The only thing I admit on my avatar is that Whedon is my favorite writer. I do not and will never admit -- because I don't believe -- that Whedon being my favorite writer renders me incapable of presenting an informed, coherent, and valid position on him. The fact that you think so, and have shown that you are incapable of thinking otherwise no matter what, has and always will be your problem and your problem alone. You see what you want to see.
 
i have never understood the obsession with "late" comics. who f'ing cares? the comic comes out when it comes out. why does it affect you if a book doesn't appear every month? surely you have enough of a life that you're not waiting with baited breath for a comic to arrive.
 
In a more serious vein Ikaris, I don't mind comics coming late.
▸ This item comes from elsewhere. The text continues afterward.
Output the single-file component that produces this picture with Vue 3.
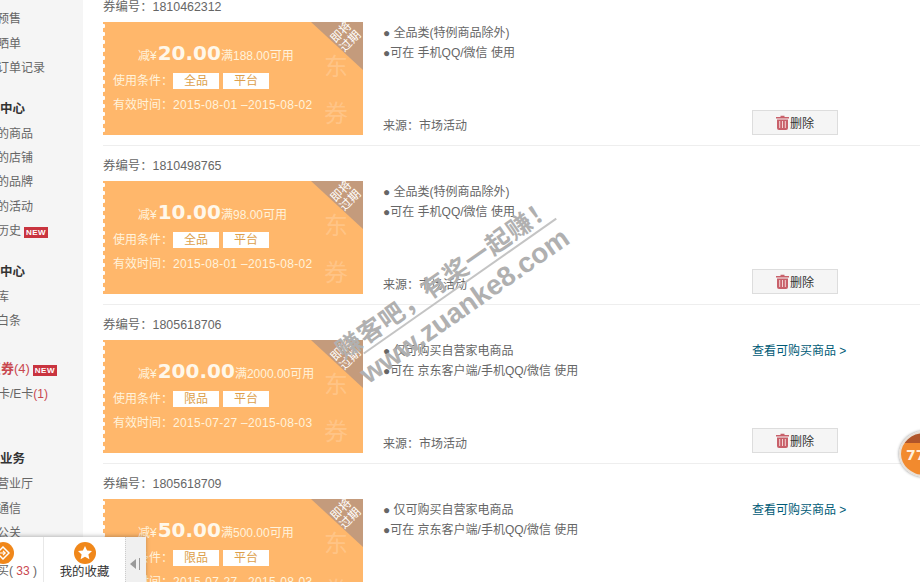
<template>
  <div class="page">
    <aside class="side">
      <template v-for="(item, i) in navItems" :key="i">
        <h3 v-if="item.head" :style="{ marginTop: item.gap + 'px' }">{{ item.text }}</h3>
        <p v-else class="nav" :class="{ hot: item.hot, card: item.count && !item.hot }" :style="{ marginTop: item.gap + 'px' }">
          <b v-if="item.hot">{{ item.text }}</b><template v-else>{{ item.text }}</template>
          <span v-if="item.count" class="count">{{ item.count }}</span>
          <i v-if="item.isNew" class="new">NEW</i>
        </p>
      </template>
    </aside>

    <main class="list">
      <section v-for="c in coupons" :key="c.no" class="row">
        <div class="no">券编号&#xFF1A;{{ c.no }}</div>
        <div class="body">
          <div class="ticket">
            <div class="corner"></div>
            <div class="soon">即将<br />过期</div>
            <div class="ghost">东<br />券</div>
            <div class="price">
              <span>减¥</span><strong>{{ c.amount }}</strong><span>满{{ c.quota }}可用</span>
            </div>
            <div class="cond">
              使用条件&#xFF1A;<em>{{ c.scope }}</em><em>平台</em>
            </div>
            <div class="date">有效时间&#xFF1A;<span>{{ c.date }}</span></div>
          </div>
          <div class="info">
            <div>
              <p>● {{ c.desc }}</p>
              <p>●可在 {{ c.client }} 使用</p>
            </div>
            <p class="source">来源&#xFF1A;市场活动</p>
          </div>
          <div class="actions">
            <a class="link">{{ c.link ? "查看可购买商品 >" : "" }}</a>
            <button type="button">
              <svg width="13" height="15" viewBox="0 0 13 15">
                <path d="M4.5 2V.8h4V2H13v1.6H0V2z" fill="#c8606a" />
                <path d="M1 4.4h11V13a2 2 0 0 1-2 2H3a2 2 0 0 1-2-2z" fill="#c8606a" />
                <path d="M3.7 6v7M6.5 6v7M9.3 6v7" stroke="#f3d5d5" stroke-width="1" />
              </svg>
              删除
            </button>
          </div>
        </div>
      </section>
    </main>

    <div class="mark">
      <div class="mark-cn">赚客吧&#xFF0C;有奖一起赚&#xFF01;</div>
      <div class="mark-line"></div>
      <div class="mark-en">www.zuanke8.com</div>
    </div>

    <div class="float-ball"><span>77</span></div>

    <div class="dock">
      <div class="dock-a">
        <span class="dot">
          <svg width="14" height="14" viewBox="0 0 14 14">
            <path d="M7 1l6 6-6 6-6-6z" fill="none" stroke="#fff" stroke-width="1.5" />
            <path d="M4 7h5M7 4.8L9.2 7 7 9.2" fill="none" stroke="#fff" stroke-width="1.2" />
          </svg>
        </span>
        <span class="dock-text">买({{ " " }}<i>33</i>{{ " " }})</span>
      </div>
      <div class="dock-b">
        <span class="dot">
          <svg width="16" height="16" viewBox="0 0 16 16">
            <path d="M8 1l2.1 4.5 4.9.6-3.6 3.3 1 4.8L8 11.8l-4.4 2.4 1-4.8L1 6.1l4.9-.6z" fill="#fff" />
          </svg>
        </span>
        <span class="dock-text">我的收藏</span>
      </div>
      <div class="dock-c">
        <svg width="12" height="12" viewBox="0 0 12 12">
          <path d="M0 6l6-5v10z" fill="#9a9a9a" />
          <path d="M9.5 0v12" stroke="#9a9a9a" stroke-width="1" />
        </svg>
      </div>
    </div>
  </div>
</template>

<script setup>
const navItems = [
  { text: "全部订单", gap: 0 },
  { text: "我的预售", gap: 0 },
  { text: "评价晒单", gap: 0 },
  { text: "历史订单记录", gap: 0 },
  { text: "关注中心", head: true, gap: 16 },
  { text: "关注的商品", gap: 1 },
  { text: "关注的店铺", gap: 0 },
  { text: "关注的品牌", gap: 0 },
  { text: "关注的活动", gap: 0 },
  { text: "浏览历史", isNew: true, gap: 0 },
  { text: "资产中心", head: true, gap: 16 },
  { text: "小金库", gap: 1 },
  { text: "京东白条", gap: 0 },
  { text: "优惠券", hot: true, count: "(4)", isNew: true, gap: 24 },
  { text: "京东卡/E卡", count: "(1)", gap: 0 },
  { text: "特色业务", head: true, gap: 41 },
  { text: "手机营业厅", gap: 1 },
  { text: "京东通信", gap: 0 },
  { text: "京东公关", gap: 0 },
];

const coupons = [
  { no: "1810462312", amount: "20.00", quota: "188.00", scope: "全品", date: "2015-08-01 –2015-08-02", desc: "全品类(特例商品除外)", client: "手机QQ/微信", link: false },
  { no: "1810498765", amount: "10.00", quota: "98.00", scope: "全品", date: "2015-08-01 –2015-08-02", desc: "全品类(特例商品除外)", client: "手机QQ/微信", link: false },
  { no: "1805618706", amount: "200.00", quota: "2000.00", scope: "限品", date: "2015-07-27 –2015-08-03", desc: "仅可购买自营家电商品", client: "京东客户端/手机QQ/微信", link: true },
  { no: "1805618709", amount: "50.00", quota: "500.00", scope: "限品", date: "2015-07-27 –2015-08-03", desc: "仅可购买自营家电商品", client: "京东客户端/手机QQ/微信", link: true },
];
</script>

<style>
html,
body {
  margin: 0;
  height: 582px;
  overflow: hidden;
  background: #fff;
}
</style>

<style scoped>
.page {
  position: relative;
  width: 920px;
  height: 582px;
  overflow: hidden;
  display: flex;
  font: 12px/20px "Liberation Sans", "Noto Sans CJK SC", sans-serif;
  color: #666;
}

.side {
  width: 83px;
  flex: none;
  height: 599px;
  margin-top: -17px;
  background: #f5f5f5;
  overflow: hidden;
}

.side h3 {
  margin: 0 0 0 -25px;
  font-size: 12.5px;
  line-height: 24px;
  font-weight: 700;
  color: #333;
  white-space: nowrap;
}

.nav {
  margin: 0 0 0 -27px;
  line-height: 24.4px;
  white-space: nowrap;
}

.nav.hot {
  margin-left: -25px;
  font-size: 13px;
}

.nav.card {
  margin-left: -26px;
}

.nav b {
  color: #c9474f;
}

.count {
  color: #c9474f;
}

.new {
  display: inline-block;
  width: 24px;
  height: 11px;
  margin-left: 3px;
  background: #c9343f;
  color: #fff;
  font: 700 8px/11px "Liberation Sans", sans-serif;
  letter-spacing: 0.5px;
  text-align: center;
}

.list {
  flex: 1;
  margin-top: -13px;
  padding-left: 20px;
}

.row {
  height: 158px;
  border-bottom: 1px solid #eee;
}

.no {
  height: 35px;
  padding-top: 10px;
  box-sizing: border-box;
  line-height: 20px;
  font-size: 12.4px;
}

.body {
  display: flex;
}

.ticket {
  position: relative;
  width: 260px;
  height: 113px;
  flex: none;
  box-sizing: border-box;
  padding: 18px 0 0 10px;
  background:
    radial-gradient(circle at 0 4px, #fff 2px, transparent 2.5px) 0 0 / 6px 8px repeat-y,
    #ffb76b;
  color: #fff3dc;
  overflow: hidden;
}

.corner {
  position: absolute;
  top: 0;
  right: 0;
  width: 0;
  height: 0;
  border-top: 48px solid #c49b7c;
  border-left: 52px solid transparent;
}

.soon {
  position: absolute;
  top: 2px;
  right: 0;
  width: 34px;
  font-size: 12px;
  line-height: 13px;
  text-align: center;
  color: #fff;
  transform: rotate(-45deg);
}

.ghost {
  position: absolute;
  top: 21px;
  right: 15px;
  font-size: 24px;
  line-height: 47px;
  color: rgba(255, 255, 255, 0.2);
}

.price {
  display: flex;
  align-items: baseline;
  height: 26px;
  padding-left: 25px;
  line-height: 26px;
  white-space: nowrap;
}

.price strong {
  margin-left: 1px;
  font: 700 20px/26px "DejaVu Sans", sans-serif;
  color: #fff8ea;
}

.cond {
  display: flex;
  align-items: center;
  height: 16px;
  margin-top: 7px;
}

.cond em {
  width: 46px;
  height: 16px;
  margin-right: 4px;
  background: #fff;
  color: #dd9f4c;
  font-style: normal;
  line-height: 16px;
  text-align: center;
}

.date {
  margin-top: 6px;
  line-height: 20px;
}

.date span {
  letter-spacing: 0.3px;
}

.info {
  width: 389px;
  flex: none;
  height: 113px;
  box-sizing: border-box;
  padding: 1px 0 0 20px;
  display: flex;
  flex-direction: column;
  justify-content: space-between;
}

.info p {
  margin: 0;
  line-height: 20px;
}

.info .source {
  margin-bottom: -1px;
}

.actions {
  width: 86px;
  height: 113px;
  padding-top: 1px;
  box-sizing: border-box;
  display: flex;
  flex-direction: column;
  justify-content: space-between;
  white-space: nowrap;
}

.link {
  height: 20px;
  line-height: 20px;
  color: #005a76;
}

button {
  display: flex;
  align-items: center;
  justify-content: center;
  gap: 1px;
  width: 86px;
  height: 25px;
  padding: 0;
  border: 1px solid #ddd;
  background: #f5f5f5;
  color: #333;
  font: 12px "Liberation Sans", "Noto Sans CJK SC", sans-serif;
}

.mark {
  position: absolute;
  left: 330px;
  top: 260px;
  width: 250px;
  color: #b0b0b0;
  text-align: center;
  transform: rotate(-35deg);
  pointer-events: none;
}

.mark-cn {
  margin: 0 -20px;
  font: 700 25px/26px "Noto Sans CJK SC", sans-serif;
  letter-spacing: 1px;
  white-space: nowrap;
}

.mark-line {
  width: 235px;
  height: 2px;
  margin: 3px 0 3px 15px;
  background: #c4c4c4;
}

.mark-en {
  margin: 0 -10px;
  font: 700 28px/30px "Liberation Sans", sans-serif;
  white-space: nowrap;
}

.float-ball {
  position: absolute;
  left: 899px;
  top: 431px;
  width: 42px;
  height: 42px;
  border: 2px solid #e8e0d8;
  border-radius: 50%;
  background: linear-gradient(#b0552a 0 25%, #f28a2e 25%);
  box-shadow: 0 0 3px #888;
  color: #fff0dc;
  font: 700 14px/44px "DejaVu Sans", sans-serif;
  padding-left: 5px;
}

.dock {
  position: absolute;
  left: 0;
  bottom: 0;
  width: 146px;
  height: 45px;
  display: flex;
  background: #fff;
  box-shadow: 0 -1px 4px rgba(0, 0, 0, 0.25);
}

.dock-a {
  width: 43px;
  flex: none;
  border-right: 1px solid #e8e8e8;
  position: relative;
  overflow: hidden;
}

.dock-a .dot {
  position: absolute;
  left: -8px;
  top: 5px;
}

.dock-a .dock-text {
  position: absolute;
  left: -3px;
  top: 24px;
  white-space: nowrap;
}

.dock-text i {
  font-style: normal;
  color: #c9474f;
}

.dock-b {
  width: 81px;
  flex: none;
  display: flex;
  flex-direction: column;
  align-items: center;
  padding-top: 5px;
  box-sizing: border-box;
  color: #333;
}

.dock-b .dock-text {
  line-height: 20px;
  margin-top: -2px;
  font-size: 12.4px;
}

.dot {
  width: 22px;
  height: 22px;
  flex: none;
  border-radius: 50%;
  background: #f0871a;
  display: flex;
  align-items: center;
  justify-content: center;
}

.dock-c {
  flex: 1;
  padding-top: 8px;
  background: #f0f0f0;
  border-left: 1px dotted #ccc;
  display: flex;
  align-items: center;
  justify-content: center;
}
</style>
Hell, I finished reading Black Cat mini, and plan on buying Ultimate Hulk vs Wolverine if it ever comes out. Ultimates and Astonishing X-Men were consistently late, but they were good, so I stuck with them. But I also watch the sales numbers, and that's fair territory for me (and the rest) to comment on. And any comic that shows delays always shows a serious drop in readership. Hey, you snooze, you lose. some readers will move on to something else. I don't view it as a "slap in the face" and all that kind of nonsense. BUT, I do have a vested interest in the health of Marvel, the comics I read, and comics in general. And lateness does affect that.
 
i have never understood the obsession with "late" comics. who f'ing cares? the comic comes out when it comes out. why does it affect you if a book doesn't appear every month? surely you have enough of a life that you're not waiting with baited breath for a comic to arrive.

Because they're monthly periodicals?

Hell, I would LOVE to see what happened to me at work if I turned in my stuff a month late.
 
Yeah, it's not that hard to understand. It's a monthly comic, they told us it's monthly, we didn't assume it. Deliver it monthly.
 
I read all three Avengers books this week...

They were good.

:yay:
 
So nobody picked up Marvel Mythos: Captain America?